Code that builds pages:

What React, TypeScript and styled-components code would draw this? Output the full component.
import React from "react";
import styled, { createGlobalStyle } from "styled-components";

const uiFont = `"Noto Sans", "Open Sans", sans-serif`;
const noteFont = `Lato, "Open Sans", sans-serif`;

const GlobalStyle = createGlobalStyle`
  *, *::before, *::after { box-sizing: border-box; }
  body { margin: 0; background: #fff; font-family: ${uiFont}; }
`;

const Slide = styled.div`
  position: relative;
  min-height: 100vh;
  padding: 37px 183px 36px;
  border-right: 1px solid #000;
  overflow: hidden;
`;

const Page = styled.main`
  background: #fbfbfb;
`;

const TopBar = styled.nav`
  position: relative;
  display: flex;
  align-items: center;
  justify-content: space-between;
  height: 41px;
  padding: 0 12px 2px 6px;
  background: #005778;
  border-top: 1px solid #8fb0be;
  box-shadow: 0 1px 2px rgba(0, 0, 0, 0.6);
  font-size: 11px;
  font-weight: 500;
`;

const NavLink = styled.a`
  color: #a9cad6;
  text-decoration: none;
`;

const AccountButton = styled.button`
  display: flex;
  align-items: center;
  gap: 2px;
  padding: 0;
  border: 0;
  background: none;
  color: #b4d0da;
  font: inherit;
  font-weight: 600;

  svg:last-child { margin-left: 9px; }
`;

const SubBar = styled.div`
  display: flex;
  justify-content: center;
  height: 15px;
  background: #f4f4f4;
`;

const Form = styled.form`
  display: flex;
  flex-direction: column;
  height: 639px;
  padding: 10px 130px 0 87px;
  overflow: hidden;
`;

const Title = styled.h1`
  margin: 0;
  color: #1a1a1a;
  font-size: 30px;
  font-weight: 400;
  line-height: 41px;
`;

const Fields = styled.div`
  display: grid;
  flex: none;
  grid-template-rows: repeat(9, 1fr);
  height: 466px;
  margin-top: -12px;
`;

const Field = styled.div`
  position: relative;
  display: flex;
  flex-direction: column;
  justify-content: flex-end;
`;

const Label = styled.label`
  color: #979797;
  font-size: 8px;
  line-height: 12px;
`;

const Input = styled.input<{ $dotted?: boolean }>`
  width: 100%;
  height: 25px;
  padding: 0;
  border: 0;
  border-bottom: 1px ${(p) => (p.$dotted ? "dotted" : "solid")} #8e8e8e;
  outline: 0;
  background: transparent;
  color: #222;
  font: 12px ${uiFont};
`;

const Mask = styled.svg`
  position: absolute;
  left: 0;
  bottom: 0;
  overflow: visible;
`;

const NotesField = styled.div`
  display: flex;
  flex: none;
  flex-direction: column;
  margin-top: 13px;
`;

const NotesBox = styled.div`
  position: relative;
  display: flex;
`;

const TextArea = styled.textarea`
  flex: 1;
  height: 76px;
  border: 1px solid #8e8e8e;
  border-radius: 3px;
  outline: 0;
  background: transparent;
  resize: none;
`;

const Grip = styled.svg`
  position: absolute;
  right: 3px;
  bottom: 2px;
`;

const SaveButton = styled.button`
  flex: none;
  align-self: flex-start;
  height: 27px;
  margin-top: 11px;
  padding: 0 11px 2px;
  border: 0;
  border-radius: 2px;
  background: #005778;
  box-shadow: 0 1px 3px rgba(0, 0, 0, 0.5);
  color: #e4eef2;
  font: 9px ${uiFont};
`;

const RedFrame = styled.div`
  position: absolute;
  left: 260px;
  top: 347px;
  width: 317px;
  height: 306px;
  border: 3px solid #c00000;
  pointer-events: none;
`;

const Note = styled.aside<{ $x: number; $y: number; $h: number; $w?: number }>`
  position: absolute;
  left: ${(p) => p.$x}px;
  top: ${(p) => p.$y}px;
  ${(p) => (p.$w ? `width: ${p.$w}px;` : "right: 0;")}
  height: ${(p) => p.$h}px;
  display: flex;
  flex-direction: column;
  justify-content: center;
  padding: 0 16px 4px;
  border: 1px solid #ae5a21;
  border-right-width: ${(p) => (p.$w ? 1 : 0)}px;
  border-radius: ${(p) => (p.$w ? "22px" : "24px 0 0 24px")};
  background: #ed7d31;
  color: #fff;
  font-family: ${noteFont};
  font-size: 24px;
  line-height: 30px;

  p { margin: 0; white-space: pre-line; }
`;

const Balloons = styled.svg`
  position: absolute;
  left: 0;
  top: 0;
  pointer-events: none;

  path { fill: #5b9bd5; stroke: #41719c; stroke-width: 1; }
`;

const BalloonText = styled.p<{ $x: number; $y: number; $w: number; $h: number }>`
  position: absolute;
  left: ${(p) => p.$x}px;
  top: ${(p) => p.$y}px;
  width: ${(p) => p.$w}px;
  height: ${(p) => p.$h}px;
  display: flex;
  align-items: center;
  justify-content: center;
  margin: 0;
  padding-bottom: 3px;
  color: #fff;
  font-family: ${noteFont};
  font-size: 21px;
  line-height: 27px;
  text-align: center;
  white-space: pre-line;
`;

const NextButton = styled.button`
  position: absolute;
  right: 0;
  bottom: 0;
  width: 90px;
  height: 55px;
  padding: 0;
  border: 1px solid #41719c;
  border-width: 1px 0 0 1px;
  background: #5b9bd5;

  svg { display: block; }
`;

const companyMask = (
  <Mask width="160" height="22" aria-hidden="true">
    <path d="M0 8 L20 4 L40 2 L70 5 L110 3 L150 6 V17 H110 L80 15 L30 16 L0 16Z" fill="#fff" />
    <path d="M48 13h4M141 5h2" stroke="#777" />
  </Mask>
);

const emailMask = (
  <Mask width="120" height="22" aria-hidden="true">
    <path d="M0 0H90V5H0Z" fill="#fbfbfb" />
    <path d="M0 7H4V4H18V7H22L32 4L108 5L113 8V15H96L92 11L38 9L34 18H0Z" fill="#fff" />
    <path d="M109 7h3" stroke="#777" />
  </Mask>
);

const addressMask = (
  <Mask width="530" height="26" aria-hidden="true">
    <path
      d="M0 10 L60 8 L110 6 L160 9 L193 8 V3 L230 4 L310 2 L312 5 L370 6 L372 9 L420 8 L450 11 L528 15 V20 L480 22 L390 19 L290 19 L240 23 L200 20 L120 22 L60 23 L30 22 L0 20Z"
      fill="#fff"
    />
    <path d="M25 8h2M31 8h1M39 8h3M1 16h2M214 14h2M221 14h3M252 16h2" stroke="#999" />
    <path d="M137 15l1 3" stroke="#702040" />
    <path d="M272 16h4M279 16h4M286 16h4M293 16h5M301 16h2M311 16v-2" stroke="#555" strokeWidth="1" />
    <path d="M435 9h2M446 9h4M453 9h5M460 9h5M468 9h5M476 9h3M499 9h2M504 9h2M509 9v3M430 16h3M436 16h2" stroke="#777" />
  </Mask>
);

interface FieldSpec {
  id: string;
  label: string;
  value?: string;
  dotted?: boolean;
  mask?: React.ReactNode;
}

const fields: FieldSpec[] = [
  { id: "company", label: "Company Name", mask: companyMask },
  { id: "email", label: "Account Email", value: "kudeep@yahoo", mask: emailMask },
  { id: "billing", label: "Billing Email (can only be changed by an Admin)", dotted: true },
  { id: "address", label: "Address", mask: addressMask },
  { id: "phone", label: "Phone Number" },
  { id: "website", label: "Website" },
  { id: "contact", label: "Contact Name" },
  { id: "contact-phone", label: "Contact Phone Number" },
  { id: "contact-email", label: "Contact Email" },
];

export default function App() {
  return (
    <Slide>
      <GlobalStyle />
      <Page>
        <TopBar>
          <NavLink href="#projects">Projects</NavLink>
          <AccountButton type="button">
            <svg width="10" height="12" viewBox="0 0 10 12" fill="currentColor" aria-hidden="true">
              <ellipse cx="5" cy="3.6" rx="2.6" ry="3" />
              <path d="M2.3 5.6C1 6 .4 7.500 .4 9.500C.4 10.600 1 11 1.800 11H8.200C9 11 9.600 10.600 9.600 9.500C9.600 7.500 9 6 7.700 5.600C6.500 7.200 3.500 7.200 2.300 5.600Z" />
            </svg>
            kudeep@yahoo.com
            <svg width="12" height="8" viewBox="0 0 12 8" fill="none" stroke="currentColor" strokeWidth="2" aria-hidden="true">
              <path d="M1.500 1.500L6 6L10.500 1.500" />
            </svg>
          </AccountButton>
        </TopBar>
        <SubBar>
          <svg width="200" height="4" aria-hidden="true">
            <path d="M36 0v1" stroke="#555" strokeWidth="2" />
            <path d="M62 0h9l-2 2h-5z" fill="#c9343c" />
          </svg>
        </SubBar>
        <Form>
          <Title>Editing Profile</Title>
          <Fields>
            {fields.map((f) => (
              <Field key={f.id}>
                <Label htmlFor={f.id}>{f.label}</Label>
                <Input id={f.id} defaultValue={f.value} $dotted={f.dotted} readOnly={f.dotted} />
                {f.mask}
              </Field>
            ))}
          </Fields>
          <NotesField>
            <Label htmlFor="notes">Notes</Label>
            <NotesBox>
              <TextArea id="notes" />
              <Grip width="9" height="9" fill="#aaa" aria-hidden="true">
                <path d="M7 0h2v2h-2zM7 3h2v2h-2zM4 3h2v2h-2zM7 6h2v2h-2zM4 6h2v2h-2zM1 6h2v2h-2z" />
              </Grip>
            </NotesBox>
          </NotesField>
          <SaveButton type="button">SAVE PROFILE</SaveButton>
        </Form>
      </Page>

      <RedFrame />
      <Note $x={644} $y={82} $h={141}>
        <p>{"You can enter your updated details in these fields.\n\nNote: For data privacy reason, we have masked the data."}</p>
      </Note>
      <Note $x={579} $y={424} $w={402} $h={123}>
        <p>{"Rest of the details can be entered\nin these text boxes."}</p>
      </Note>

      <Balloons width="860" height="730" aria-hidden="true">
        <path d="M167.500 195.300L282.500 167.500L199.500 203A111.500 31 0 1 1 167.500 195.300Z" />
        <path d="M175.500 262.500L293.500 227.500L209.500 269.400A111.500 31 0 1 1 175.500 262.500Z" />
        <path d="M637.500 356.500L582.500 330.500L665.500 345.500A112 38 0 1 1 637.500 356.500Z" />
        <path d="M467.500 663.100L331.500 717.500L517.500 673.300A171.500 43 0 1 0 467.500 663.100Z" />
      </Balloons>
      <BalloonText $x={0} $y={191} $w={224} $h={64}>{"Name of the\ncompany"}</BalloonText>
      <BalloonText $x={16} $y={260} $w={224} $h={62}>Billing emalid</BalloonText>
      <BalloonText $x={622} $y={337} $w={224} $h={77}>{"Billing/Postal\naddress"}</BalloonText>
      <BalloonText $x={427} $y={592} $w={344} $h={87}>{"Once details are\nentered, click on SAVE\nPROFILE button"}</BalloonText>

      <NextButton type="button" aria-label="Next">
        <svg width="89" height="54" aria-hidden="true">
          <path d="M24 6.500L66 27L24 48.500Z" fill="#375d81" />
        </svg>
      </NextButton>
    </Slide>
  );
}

==

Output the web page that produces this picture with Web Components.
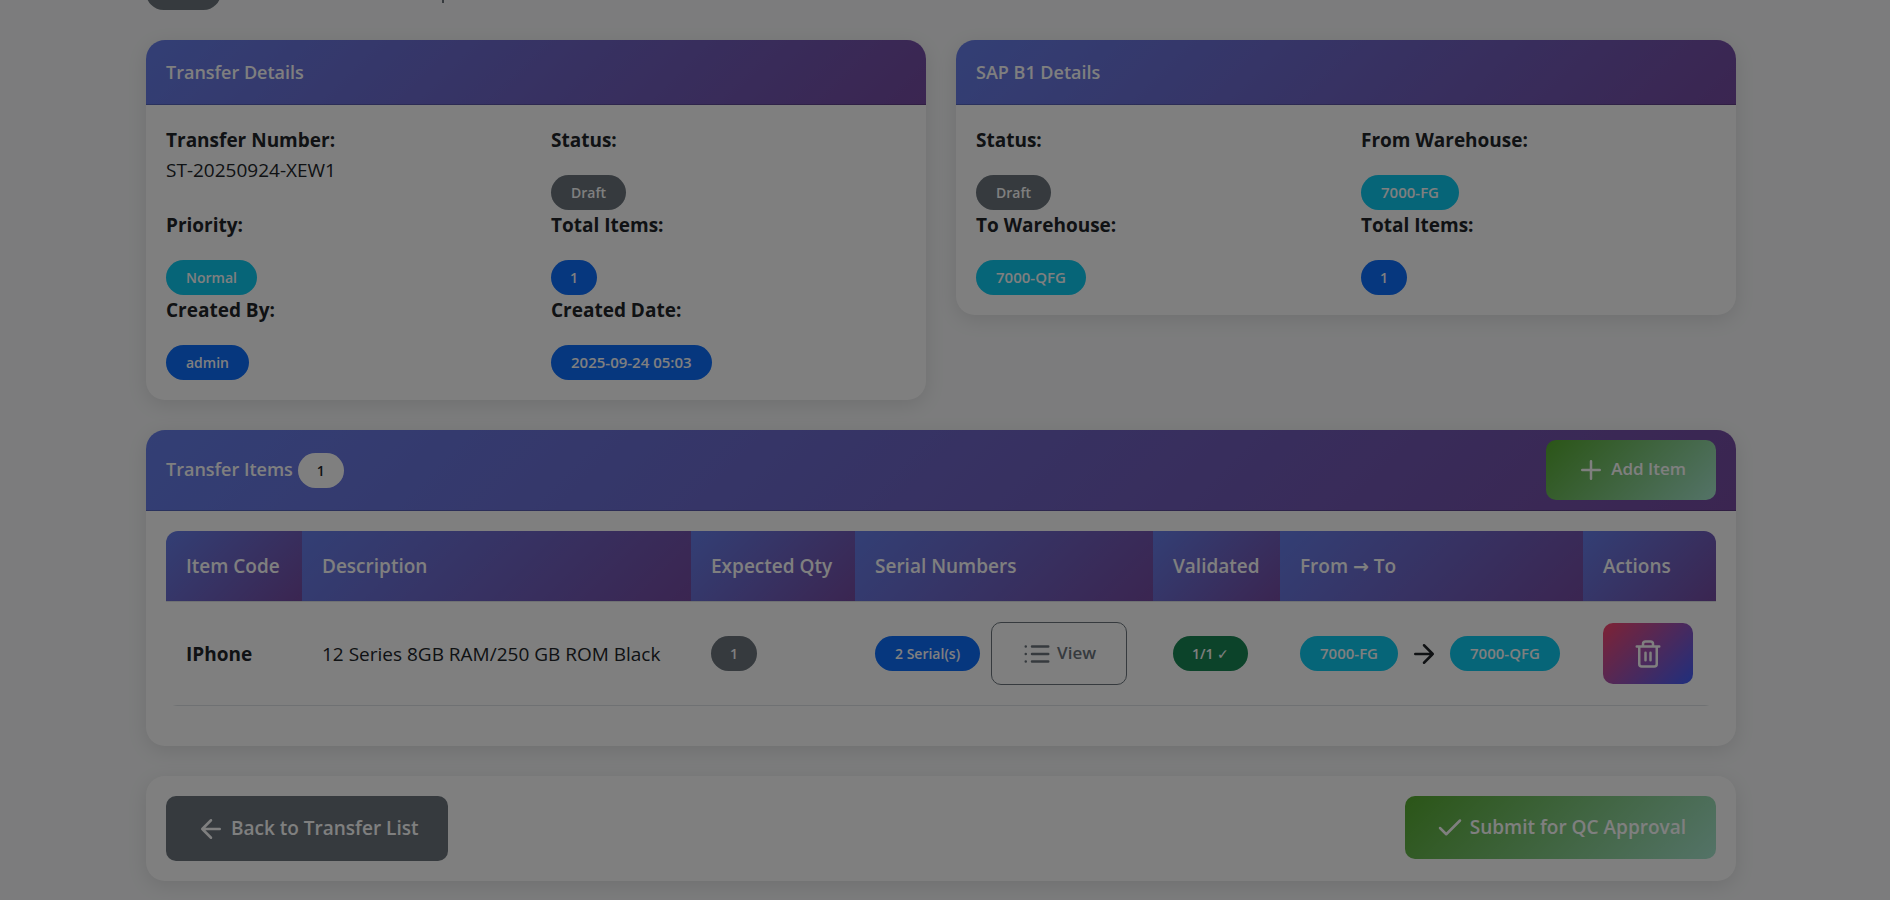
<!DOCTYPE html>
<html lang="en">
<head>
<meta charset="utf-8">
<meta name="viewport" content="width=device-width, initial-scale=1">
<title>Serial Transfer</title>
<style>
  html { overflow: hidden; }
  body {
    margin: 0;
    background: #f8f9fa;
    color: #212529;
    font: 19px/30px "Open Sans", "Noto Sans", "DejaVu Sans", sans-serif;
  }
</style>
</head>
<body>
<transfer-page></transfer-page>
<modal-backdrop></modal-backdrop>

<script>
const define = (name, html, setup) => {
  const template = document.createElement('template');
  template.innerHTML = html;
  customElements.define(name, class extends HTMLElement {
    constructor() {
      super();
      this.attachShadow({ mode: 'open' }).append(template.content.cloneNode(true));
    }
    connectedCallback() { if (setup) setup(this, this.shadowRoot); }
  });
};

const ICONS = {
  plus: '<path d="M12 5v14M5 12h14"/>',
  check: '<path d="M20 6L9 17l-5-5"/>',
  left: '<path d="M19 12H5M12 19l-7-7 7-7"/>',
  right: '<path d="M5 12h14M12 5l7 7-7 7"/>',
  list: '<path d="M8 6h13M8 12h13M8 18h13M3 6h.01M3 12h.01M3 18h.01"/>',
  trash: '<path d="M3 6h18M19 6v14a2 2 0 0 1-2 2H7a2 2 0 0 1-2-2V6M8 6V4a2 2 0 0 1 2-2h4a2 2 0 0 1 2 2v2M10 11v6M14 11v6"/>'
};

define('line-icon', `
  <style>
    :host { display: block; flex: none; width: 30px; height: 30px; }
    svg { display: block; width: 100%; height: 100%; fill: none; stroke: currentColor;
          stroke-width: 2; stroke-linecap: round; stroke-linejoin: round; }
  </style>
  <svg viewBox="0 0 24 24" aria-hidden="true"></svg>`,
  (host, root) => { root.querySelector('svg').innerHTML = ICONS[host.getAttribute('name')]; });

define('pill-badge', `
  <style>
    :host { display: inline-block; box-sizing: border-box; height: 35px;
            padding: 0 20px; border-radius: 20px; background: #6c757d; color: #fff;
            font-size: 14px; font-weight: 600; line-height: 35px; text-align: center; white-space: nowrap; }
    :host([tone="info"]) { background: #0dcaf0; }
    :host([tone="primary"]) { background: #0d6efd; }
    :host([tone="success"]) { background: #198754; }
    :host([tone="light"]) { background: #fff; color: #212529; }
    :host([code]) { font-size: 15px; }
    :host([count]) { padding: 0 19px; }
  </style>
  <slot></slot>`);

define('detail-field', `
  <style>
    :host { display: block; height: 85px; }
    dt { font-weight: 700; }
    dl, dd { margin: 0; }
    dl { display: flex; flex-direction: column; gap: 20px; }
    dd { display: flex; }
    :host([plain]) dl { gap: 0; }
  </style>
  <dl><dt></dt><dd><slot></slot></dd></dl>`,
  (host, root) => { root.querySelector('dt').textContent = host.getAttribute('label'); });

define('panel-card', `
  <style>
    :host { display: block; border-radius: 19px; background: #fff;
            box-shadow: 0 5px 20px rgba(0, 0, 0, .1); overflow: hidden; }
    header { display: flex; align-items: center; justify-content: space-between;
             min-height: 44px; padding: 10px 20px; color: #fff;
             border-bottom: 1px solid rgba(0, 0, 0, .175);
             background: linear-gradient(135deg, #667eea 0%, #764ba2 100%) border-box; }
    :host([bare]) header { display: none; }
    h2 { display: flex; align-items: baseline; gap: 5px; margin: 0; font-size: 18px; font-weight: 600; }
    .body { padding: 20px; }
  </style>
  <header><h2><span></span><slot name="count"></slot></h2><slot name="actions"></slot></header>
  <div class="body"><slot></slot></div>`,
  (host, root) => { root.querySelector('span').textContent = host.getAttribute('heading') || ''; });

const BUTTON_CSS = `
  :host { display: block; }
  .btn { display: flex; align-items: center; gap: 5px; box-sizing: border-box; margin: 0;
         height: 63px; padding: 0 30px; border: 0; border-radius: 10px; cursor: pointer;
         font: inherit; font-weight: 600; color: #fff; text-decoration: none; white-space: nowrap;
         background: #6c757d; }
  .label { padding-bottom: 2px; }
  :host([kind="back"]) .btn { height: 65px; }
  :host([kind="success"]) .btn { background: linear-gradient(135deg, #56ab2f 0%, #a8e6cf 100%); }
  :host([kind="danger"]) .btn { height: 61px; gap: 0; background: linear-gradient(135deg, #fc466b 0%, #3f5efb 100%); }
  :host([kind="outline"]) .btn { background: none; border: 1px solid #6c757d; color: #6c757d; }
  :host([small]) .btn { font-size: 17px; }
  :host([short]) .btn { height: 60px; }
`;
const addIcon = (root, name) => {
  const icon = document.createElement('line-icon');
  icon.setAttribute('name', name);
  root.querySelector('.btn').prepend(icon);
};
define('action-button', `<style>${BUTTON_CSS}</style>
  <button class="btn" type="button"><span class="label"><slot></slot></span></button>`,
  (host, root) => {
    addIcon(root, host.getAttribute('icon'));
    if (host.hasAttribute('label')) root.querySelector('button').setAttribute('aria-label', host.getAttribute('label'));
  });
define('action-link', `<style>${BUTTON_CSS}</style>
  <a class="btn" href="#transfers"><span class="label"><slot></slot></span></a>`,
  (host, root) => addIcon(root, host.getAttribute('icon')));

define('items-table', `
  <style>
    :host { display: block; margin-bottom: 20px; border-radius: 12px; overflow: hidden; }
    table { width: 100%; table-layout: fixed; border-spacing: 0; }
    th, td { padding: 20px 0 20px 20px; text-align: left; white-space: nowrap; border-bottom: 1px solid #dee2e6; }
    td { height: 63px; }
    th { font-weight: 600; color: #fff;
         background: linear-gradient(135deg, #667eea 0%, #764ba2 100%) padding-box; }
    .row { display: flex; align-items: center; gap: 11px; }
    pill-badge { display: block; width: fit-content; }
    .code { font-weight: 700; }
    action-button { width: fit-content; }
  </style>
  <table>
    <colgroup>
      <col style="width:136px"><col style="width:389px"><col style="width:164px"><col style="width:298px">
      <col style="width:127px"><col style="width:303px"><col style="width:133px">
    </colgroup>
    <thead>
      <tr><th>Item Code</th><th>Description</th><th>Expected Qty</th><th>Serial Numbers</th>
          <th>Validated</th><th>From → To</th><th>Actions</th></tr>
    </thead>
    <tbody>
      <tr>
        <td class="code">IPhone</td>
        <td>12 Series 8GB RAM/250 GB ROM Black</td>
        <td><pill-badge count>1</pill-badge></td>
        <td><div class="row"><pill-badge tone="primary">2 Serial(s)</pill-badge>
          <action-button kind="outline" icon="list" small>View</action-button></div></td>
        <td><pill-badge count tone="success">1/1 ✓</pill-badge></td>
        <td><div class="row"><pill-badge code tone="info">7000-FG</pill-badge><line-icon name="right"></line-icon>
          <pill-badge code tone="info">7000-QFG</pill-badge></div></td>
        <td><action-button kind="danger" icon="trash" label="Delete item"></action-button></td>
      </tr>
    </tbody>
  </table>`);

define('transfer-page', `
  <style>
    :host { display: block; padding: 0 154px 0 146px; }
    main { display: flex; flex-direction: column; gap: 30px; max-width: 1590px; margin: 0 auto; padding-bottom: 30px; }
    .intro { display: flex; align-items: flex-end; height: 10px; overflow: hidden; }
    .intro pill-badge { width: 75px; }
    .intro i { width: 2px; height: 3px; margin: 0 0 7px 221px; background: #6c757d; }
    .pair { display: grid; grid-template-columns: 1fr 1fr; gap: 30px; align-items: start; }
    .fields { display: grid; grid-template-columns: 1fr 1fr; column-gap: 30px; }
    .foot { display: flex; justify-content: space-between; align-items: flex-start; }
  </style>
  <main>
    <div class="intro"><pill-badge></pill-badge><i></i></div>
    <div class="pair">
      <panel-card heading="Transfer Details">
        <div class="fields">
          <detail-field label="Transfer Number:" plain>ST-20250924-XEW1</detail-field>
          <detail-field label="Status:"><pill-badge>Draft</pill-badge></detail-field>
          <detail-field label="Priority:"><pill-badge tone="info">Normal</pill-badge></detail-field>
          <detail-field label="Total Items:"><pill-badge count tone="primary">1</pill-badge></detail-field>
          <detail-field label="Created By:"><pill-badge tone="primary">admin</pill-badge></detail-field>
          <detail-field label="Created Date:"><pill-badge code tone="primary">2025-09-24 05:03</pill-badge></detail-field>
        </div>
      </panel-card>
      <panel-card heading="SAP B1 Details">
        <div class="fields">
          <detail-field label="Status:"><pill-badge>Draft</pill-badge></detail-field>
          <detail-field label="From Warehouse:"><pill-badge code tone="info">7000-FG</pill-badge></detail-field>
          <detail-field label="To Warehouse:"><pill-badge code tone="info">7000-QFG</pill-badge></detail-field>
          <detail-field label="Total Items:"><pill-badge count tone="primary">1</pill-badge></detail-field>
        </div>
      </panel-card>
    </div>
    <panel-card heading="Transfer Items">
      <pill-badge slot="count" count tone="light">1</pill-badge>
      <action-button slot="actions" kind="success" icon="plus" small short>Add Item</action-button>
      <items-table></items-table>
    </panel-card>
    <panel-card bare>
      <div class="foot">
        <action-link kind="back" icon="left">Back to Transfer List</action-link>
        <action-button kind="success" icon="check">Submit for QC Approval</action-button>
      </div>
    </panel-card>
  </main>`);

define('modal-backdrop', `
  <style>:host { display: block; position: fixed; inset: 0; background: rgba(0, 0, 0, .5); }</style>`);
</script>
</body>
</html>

* _Problem statement_
Pick each line holding the word "React" out of the data and copy it.

* _Response_
What React, TypeScript and styled-components code would draw this? Output the full component.
import React from "react";
  mask?: React.ReactNode;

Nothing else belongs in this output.